At one point, Carleton says he was in a room with reps from Actors Equity and Mr. Merrick’s attorneys because Mr, Merrick had Carleton under both a Broadway AND a Chicago contract at the same time!

He remembers Ginger’s curtain speech which would always begin with, “While I have your attention…” By this point, the rest of the cast would already be backstage getting out of costumes and make-up as Ginger spoke to the audience for an additional fifteen minutes. Mr. Merrick even went so far to say at one time that if Carleton had originally opened in Dolly, they would have won eleven Tonys out of eleven nominations (The only Tony that Dolly did not get that it was nominated for was featured Actor in a musical. It went to Jack Cassidy for “She Loves Me.”) Carleton thought Charles Nelson Reilly was marvelous in the role. Gordon Connell said they had black bunting all over Reilly’s dressing room when they returned to the theater. Reilly was not amused. With all of the cuts and changes that were happening on the road to Broadway, Reilly became more and more disenchanted with the show. Jerry Herman once told Carleton that Reilly HATED “It Only Takes A Moment”. He didn’t like that scene at all. Carleton felt just the opposite. “Isn’t The world full of wonderful things” is pure Wilder.

“Coco Ramirez was heaven. Johnny Beecher was marvelous.” Gower also changed the look of Cornelius and Barnaby for this production. Barnaby was now the one with glasses. As Sondra Lee told me that Gower’s real forte was casting. When Carleton first began, he told the musical director, Jay Blackton, “I’ll never hit that top “D” in ‘It Only Takes A Moment’”. Blackton said “Of course you will”…and he did.

Years later when Carleton was doing his club act with John Wallowitch, he would do the entire scene of “It Only Takes a Moment” and John would always say, “Aren’t you a little old for that?”

One major contribution that Gower made to the theater, according to Carleton, is the moving of scenery. Up until that time, the unions possessed that. He wove the moving of the sets into the action of the play. Carleton says Susan Stroman has adopted that. When he was doing Crazy For You with Karen Ziemba, he had a whole section of I Got Rhythm was right out of Gower’s style.
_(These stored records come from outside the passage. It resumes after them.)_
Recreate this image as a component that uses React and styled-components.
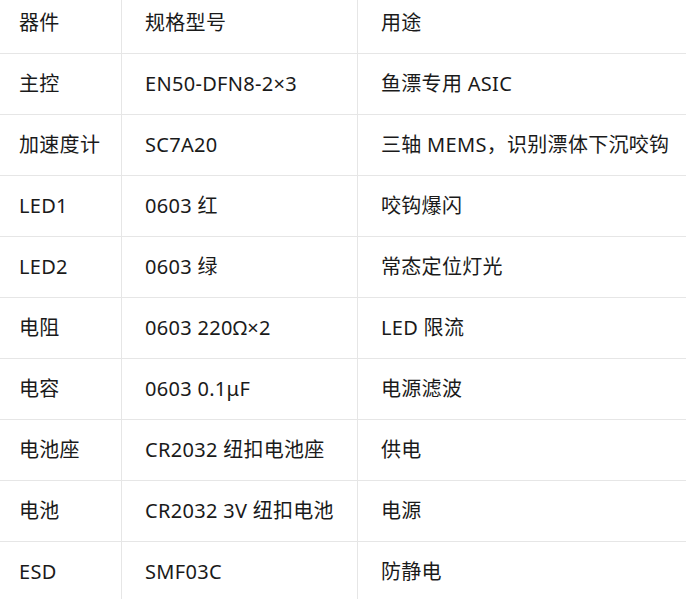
import React from "react";
import styled, { createGlobalStyle } from "styled-components";

const GlobalStyle = createGlobalStyle`
  html, body {
    margin: 0;
    padding: 0;
    background: #ffffff;
    overflow: hidden;
  }
`;

const rows = [
  ["主控", "EN50-DFN8-2×3", "鱼漂专用 ASIC"],
  ["加速度计", "SC7A20", "三轴 MEMS，识别漂体下沉咬钩"],
  ["LED1", "0603 红", "咬钩爆闪"],
  ["LED2", "0603 绿", "常态定位灯光"],
  ["电阻", "0603 220Ω×2", "LED 限流"],
  ["电容", "0603 0.1μF", "电源滤波"],
  ["电池座", "CR2032 纽扣电池座", "供电"],
  ["电池", "CR2032 3V 纽扣电池", "电源"],
  ["ESD", "SMF03C", "防静电"],
];

function App() {
  return (
    <>
      <GlobalStyle />
      <Page>
        <Table>
          <colgroup>
            <col style={{ width: 126 }} />
            <col style={{ width: 236 }} />
            <col style={{ width: 340 }} />
          </colgroup>
          <thead>
            <tr>
              <HeadCell>器件</HeadCell>
              <HeadCell>规格型号</HeadCell>
              <HeadCell>用途</HeadCell>
            </tr>
          </thead>
          <tbody>
            {rows.map((r) => (
              <tr key={r[0]}>
                {r.map((c, i) => (
                  <Cell key={i}>{c}</Cell>
                ))}
              </tr>
            ))}
          </tbody>
        </Table>
      </Page>
    </>
  );
}

const Page = styled.div`
  width: 686px;
  height: 599px;
  overflow: hidden;
`;

const Table = styled.table`
  margin: -8px 0 0 -5px;
  width: 702px;
  table-layout: fixed;
  border-collapse: collapse;
  font-family: "Noto Sans", "Noto Sans CJK SC", sans-serif;
  font-size: 20px;
  letter-spacing: 0.3px;
  color: #1a1a1a;
`;

const Cell = styled.td`
  height: 61px;
  padding: 0 0 0 23px;
  box-sizing: border-box;
  border: 1px solid #e6e6e6;
  text-align: left;
  vertical-align: middle;
  white-space: nowrap;
  line-height: 24px;
`;

const HeadCell = styled(Cell).attrs({ as: "th" })`
  font-weight: 400;
`;

export default App;
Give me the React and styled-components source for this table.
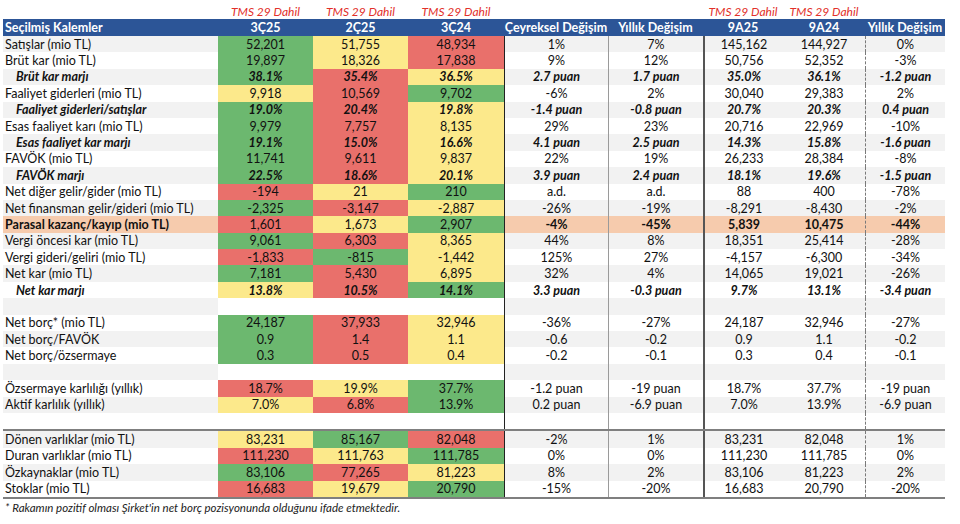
import React from "react";
import styled, { createGlobalStyle } from "styled-components";

const GlobalStyle = createGlobalStyle`
  body {
    margin: 0;
    background: #ffffff;
    font-family: Lato, "Open Sans", sans-serif;
    color: #111111;
  }
`;

const GRID = "215px 95px 95px 96px 104px 95px 80px 82px 80px";

const tones = {
  G: "#6cb86f",
  Y: "#fce98b",
  R: "#e9706b",
};

const colBorder = [
  "none",
  "none",
  "none",
  "none",
  "1px solid #222222",
  "1px solid #9a9a9a",
  "2px solid #555555",
  "none",
  "1px dashed #7a7a7a",
];

const Page = styled.div`
  width: 942px;
  padding: 3px 0 0 3px;
`;

const TmsRow = styled.div`
  display: grid;
  grid-template-columns: ${GRID};
  height: 16px;
  align-items: center;
`;

const TmsLabel = styled.div`
  text-align: center;
  color: #e2302a;
  font-style: italic;
  font-size: 12px;
`;

const HeaderRow = styled.div`
  display: grid;
  grid-template-columns: ${GRID};
  height: 17px;
  background: #2c5597;
  color: #ffffff;
  font-weight: 700;
  font-size: 12.5px;
  align-items: center;
`;

const HeadCell = styled.div`
  text-align: ${(p) => (p.$left ? "left" : "center")};
  padding-left: ${(p) => (p.$left ? "2px" : "0")};
  white-space: nowrap;
`;

const Row = styled.div`
  display: grid;
  grid-template-columns: ${GRID};
  height: 16.4px;
  font-size: 12.5px;
  font-weight: ${(p) => (p.$strong ? 700 : 400)};
  font-style: ${(p) => (p.$italic ? "italic" : "normal")};
`;

const Cell = styled.div`
  box-sizing: border-box;
  display: flex;
  align-items: center;
  justify-content: ${(p) => (p.$label ? "flex-start" : "center")};
  padding-left: ${(p) => (p.$label ? (p.$indent ? "13px" : "2px") : "0")};
  white-space: nowrap;
  border-left: ${(p) => colBorder[p.$col] || "none"};
  background: ${(p) => p.$bg};
  font-weight: ${(p) => (p.$plain ? 400 : "inherit")};
`;

const Rule = styled.div`
  height: 2px;
  background: #7f7f7f;
`;

const Footnote = styled.div`
  font-size: 11.5px;
  font-style: italic;
  padding: 2px 0 0 2px;
  color: #222222;
`;

const rows = [
  { l: "Satışlar (mio TL)", c: "GYR", v: ["52,201", "51,755", "48,934", "1%", "7%", "145,162", "144,927", "0%"] },
  { l: "Brüt kar (mio TL)", c: "GYR", v: ["19,897", "18,326", "17,838", "9%", "12%", "50,756", "52,352", "-3%"] },
  { l: "Brüt kar marjı", t: "m", c: "GRY", v: ["38.1%", "35.4%", "36.5%", "2.7 puan", "1.7 puan", "35.0%", "36.1%", "-1.2 puan"] },
  { l: "Faaliyet giderleri (mio TL)", c: "YRG", v: ["9,918", "10,569", "9,702", "-6%", "2%", "30,040", "29,383", "2%"] },
  { l: "Faaliyet giderleri/satışlar", t: "m", c: "GRY", v: ["19.0%", "20.4%", "19.8%", "-1.4 puan", "-0.8 puan", "20.7%", "20.3%", "0.4 puan"] },
  { l: "Esas faaliyet karı (mio TL)", c: "GRY", v: ["9,979", "7,757", "8,135", "29%", "23%", "20,716", "22,969", "-10%"] },
  { l: "Esas faaliyet kar marjı", t: "m", c: "GRY", v: ["19.1%", "15.0%", "16.6%", "4.1 puan", "2.5 puan", "14.3%", "15.8%", "-1.6 puan"] },
  { l: "FAVÖK (mio TL)", c: "GRY", v: ["11,741", "9,611", "9,837", "22%", "19%", "26,233", "28,384", "-8%"] },
  { l: "FAVÖK marjı", t: "m", c: "GRY", v: ["22.5%", "18.6%", "20.1%", "3.9 puan", "2.4 puan", "18.1%", "19.6%", "-1.5 puan"] },
  { l: "Net diğer gelir/gider (mio TL)", c: "RYG", v: ["-194", "21", "210", "a.d.", "a.d.", "88", "400", "-78%"] },
  { l: "Net finansman gelir/gideri (mio TL)", c: "GRY", v: ["-2,325", "-3,147", "-2,887", "-26%", "-19%", "-8,291", "-8,430", "-2%"] },
  { l: "Parasal kazanç/kayıp (mio TL)", t: "h", c: "RYG", v: ["1,601", "1,673", "2,907", "-4%", "-45%", "5,839", "10,475", "-44%"] },
  { l: "Vergi öncesi kar (mio TL)", c: "GRY", v: ["9,061", "6,303", "8,365", "44%", "8%", "18,351", "25,414", "-28%"] },
  { l: "Vergi gideri/geliri (mio TL)", c: "RGY", v: ["-1,833", "-815", "-1,442", "125%", "27%", "-4,157", "-6,300", "-34%"] },
  { l: "Net kar (mio TL)", c: "GRY", v: ["7,181", "5,430", "6,895", "32%", "4%", "14,065", "19,021", "-26%"] },
  { l: "Net kar marjı", t: "m", c: "YRG", v: ["13.8%", "10.5%", "14.1%", "3.3 puan", "-0.3 puan", "9.7%", "13.1%", "-3.4 puan"] },
  { t: "b" },
  { l: "Net borç* (mio TL)", c: "GRY", v: ["24,187", "37,933", "32,946", "-36%", "-27%", "24,187", "32,946", "-27%"] },
  { l: "Net borç/FAVÖK", c: "GRY", v: ["0.9", "1.4", "1.1", "-0.6", "-0.2", "0.9", "1.1", "-0.2"] },
  { l: "Net borç/özsermaye", c: "GRY", v: ["0.3", "0.5", "0.4", "-0.2", "-0.1", "0.3", "0.4", "-0.1"] },
  { t: "b" },
  { l: "Özsermaye karlılığı (yıllık)", c: "RYG", v: ["18.7%", "19.9%", "37.7%", "-1.2 puan", "-19 puan", "18.7%", "37.7%", "-19 puan"] },
  { l: "Aktif karlılık (yıllık)", c: "YRG", v: ["7.0%", "6.8%", "13.9%", "0.2 puan", "-6.9 puan", "7.0%", "13.9%", "-6.9 puan"] },
  { t: "b" },
  { l: "Dönen varlıklar (mio TL)", c: "YGR", v: ["83,231", "85,167", "82,048", "-2%", "1%", "83,231", "82,048", "1%"], rule: true },
  { l: "Duran varlıklar (mio TL)", c: "RYG", v: ["111,230", "111,763", "111,785", "0%", "0%", "111,230", "111,785", "0%"] },
  { l: "Özkaynaklar (mio TL)", c: "GRY", v: ["83,106", "77,265", "81,223", "8%", "2%", "83,106", "81,223", "2%"] },
  { l: "Stoklar (mio TL)", c: "RYG", v: ["16,683", "19,679", "20,790", "-15%", "-20%", "16,683", "20,790", "-20%"] },
];

const heads = ["3Ç25", "2Ç25", "3Ç24", "Çeyreksel Değişim", "Yıllık Değişim", "9A25", "9A24", "Yıllık Değişim"];
const tms = [true, true, true, false, false, true, true, false];

function TableRow({ row, index }) {
  const stripe = index % 2 === 0 ? "#f2f2f2" : "#ffffff";
  const base = row.t === "h" ? "#f6cbad" : stripe;
  const values = row.v || Array(8).fill("");

  return (
    <Row $strong={row.t === "m" || row.t === "h"} $italic={row.t === "m"}>
      <Cell $label $indent={row.t === "m"} $col={0} $bg={base}>
        {row.l || ""}
      </Cell>
      {values.map((val, i) => {
        const toned = i < 3;
        const bg = toned ? (row.c ? tones[row.c[i]] : "#ffffff") : base;
        return (
          <Cell key={i} $col={i + 1} $bg={bg} $plain={toned && row.t === "h"}>
            {val}
          </Cell>
        );
      })}
    </Row>
  );
}

export default function App() {
  return (
    <Page>
      <GlobalStyle />
      <TmsRow>
        <div />
        {tms.map((on, i) => (
          <TmsLabel key={i}>{on ? "TMS 29 Dahil" : ""}</TmsLabel>
        ))}
      </TmsRow>
      <HeaderRow>
        <HeadCell $left>Seçilmiş Kalemler</HeadCell>
        {heads.map((h, i) => (
          <HeadCell key={i}>{h}</HeadCell>
        ))}
      </HeaderRow>
      {rows.map((row, i) => (
        <React.Fragment key={i}>
          {row.rule && <Rule />}
          <TableRow row={row} index={i} />
        </React.Fragment>
      ))}
      <Rule />
      <Footnote>* Rakamın pozitif olması Şirket'in net borç pozisyonunda olduğunu ifade etmektedir.</Footnote>
    </Page>
  );
}
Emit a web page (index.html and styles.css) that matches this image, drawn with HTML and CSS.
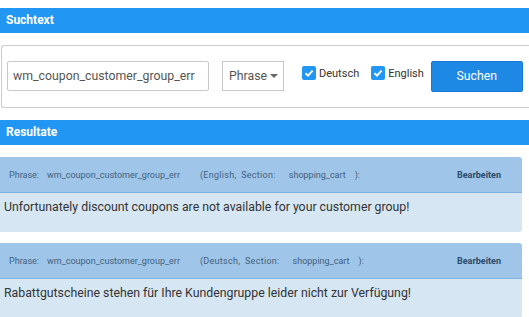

I asked if he has seen any other women play Dolly, he told me that in Chicago one night, Dorothy Lamour came backstage and said, “I have to play Dolly!” He said, “Don’t worry, Dottie! You will”…And she did.
He also saw both Bibi Osterwald and Thelma Carpenter play Dolly. Thelma was a close friend and he called her his sister. He loved Merman in the role. Bailey was naughty. She would not go on on a whim. Thelma ended up doing all the matinees.

Carleton knew of Jerry Herman long before Dolly when Jerry was doing Parade at the Showplace before moving to the Players Theatre and greatly admires him

The biggest change that Carleton has seen in the theater since starting out is that everyone is miked now. Of course performing at a venue like St. Louis Muni, it is a necessity. He was doing Cinderella there and that was the first time he was miked. It was because of the immense size of the venue. Otherwise, is it really necessary?

Thank you Carleton Carpenter for the gifts you have given and continue to give to the world!